Required task: For every line in the records that has the word "React", make a copy.

──────── Source data

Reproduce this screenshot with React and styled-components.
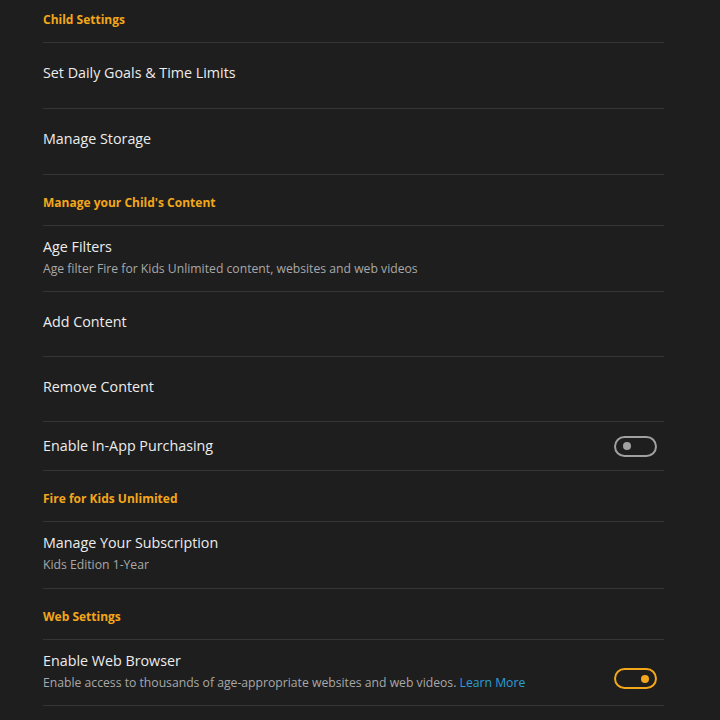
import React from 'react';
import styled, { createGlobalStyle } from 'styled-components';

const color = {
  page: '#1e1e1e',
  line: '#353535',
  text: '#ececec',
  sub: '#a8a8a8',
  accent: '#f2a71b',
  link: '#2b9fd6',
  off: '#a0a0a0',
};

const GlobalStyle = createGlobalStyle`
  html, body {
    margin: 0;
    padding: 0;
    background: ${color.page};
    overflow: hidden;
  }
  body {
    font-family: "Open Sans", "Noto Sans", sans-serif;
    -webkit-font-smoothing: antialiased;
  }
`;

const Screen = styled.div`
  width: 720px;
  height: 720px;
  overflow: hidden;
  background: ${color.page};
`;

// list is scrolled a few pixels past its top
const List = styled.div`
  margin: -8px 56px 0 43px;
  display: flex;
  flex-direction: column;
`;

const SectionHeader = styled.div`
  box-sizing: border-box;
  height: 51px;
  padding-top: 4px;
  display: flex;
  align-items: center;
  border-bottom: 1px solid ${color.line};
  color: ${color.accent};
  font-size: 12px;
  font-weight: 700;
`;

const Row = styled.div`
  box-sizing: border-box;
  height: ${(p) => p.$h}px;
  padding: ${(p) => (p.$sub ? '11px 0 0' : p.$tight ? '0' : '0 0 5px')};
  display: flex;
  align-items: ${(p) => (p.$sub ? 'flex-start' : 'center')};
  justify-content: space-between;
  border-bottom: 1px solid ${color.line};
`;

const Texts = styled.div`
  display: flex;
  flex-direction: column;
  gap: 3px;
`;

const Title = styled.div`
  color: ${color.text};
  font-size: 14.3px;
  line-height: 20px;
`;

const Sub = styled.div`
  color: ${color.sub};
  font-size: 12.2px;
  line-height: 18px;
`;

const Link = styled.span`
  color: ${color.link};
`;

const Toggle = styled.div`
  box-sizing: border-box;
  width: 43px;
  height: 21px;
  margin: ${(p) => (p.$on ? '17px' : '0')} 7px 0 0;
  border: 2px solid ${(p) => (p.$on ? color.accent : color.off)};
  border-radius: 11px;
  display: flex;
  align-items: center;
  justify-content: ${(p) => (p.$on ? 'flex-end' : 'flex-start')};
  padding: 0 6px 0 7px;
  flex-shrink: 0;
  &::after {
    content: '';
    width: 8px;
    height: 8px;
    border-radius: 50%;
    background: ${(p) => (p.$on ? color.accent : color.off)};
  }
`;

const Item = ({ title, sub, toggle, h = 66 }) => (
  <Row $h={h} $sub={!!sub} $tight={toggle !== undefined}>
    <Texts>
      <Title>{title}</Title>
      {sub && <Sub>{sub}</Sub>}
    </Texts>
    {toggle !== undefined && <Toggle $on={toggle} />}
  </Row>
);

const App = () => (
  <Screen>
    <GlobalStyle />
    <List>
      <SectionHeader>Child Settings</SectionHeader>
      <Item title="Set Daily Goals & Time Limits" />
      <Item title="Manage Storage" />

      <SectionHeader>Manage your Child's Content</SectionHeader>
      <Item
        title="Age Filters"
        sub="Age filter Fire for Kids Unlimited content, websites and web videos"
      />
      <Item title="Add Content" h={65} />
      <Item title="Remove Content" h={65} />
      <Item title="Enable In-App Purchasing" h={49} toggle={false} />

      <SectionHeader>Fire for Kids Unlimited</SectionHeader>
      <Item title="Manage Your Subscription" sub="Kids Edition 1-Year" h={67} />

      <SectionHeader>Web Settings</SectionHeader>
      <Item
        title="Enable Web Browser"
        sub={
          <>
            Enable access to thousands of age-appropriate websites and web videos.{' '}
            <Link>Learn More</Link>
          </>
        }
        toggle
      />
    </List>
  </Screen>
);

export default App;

────────────────
──────── Source data

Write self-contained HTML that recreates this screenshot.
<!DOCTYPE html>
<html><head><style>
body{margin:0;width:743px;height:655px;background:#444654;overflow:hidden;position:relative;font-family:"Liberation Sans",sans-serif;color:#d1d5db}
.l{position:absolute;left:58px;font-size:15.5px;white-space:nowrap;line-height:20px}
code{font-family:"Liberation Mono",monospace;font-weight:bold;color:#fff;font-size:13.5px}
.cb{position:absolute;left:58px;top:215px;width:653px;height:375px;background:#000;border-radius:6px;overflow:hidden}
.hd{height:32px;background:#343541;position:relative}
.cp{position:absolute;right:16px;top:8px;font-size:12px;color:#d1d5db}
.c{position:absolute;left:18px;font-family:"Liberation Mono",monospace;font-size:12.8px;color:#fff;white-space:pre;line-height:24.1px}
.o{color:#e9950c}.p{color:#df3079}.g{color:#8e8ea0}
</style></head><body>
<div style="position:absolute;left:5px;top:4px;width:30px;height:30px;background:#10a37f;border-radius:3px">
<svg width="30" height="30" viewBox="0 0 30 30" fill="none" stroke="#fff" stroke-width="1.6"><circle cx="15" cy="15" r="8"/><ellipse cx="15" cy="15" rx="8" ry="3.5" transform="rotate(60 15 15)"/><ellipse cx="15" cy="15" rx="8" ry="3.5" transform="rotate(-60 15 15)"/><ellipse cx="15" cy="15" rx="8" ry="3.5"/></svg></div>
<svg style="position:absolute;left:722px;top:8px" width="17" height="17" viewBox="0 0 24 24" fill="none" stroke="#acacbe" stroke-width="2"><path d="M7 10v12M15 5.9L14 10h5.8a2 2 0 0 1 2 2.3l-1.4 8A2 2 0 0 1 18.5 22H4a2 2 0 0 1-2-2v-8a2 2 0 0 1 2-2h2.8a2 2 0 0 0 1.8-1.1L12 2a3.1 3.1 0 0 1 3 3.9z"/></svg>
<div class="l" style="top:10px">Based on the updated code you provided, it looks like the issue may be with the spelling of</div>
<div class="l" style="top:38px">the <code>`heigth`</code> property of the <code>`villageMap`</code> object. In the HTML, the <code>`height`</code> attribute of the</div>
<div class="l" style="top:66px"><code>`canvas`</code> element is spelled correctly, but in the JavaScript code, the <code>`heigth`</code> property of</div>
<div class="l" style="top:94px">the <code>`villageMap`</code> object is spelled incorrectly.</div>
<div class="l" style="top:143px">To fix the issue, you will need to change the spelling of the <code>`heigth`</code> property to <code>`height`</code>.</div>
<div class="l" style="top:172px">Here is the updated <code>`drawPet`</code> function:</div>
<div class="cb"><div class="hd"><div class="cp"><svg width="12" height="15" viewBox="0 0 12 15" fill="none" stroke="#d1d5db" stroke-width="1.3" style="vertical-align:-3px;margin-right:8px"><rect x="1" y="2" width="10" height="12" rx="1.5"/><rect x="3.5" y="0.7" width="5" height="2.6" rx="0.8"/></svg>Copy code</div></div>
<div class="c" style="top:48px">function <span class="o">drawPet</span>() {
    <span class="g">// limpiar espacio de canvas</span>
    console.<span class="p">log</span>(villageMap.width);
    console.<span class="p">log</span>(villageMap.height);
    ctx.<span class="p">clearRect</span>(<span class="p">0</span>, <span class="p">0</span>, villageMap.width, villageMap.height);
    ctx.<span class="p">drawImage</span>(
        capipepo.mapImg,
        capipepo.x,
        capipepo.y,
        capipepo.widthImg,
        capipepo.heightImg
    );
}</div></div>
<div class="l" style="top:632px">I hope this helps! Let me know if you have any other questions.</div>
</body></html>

────────────────

Response:
Reproduce this screenshot with React and styled-components.
import React from 'react';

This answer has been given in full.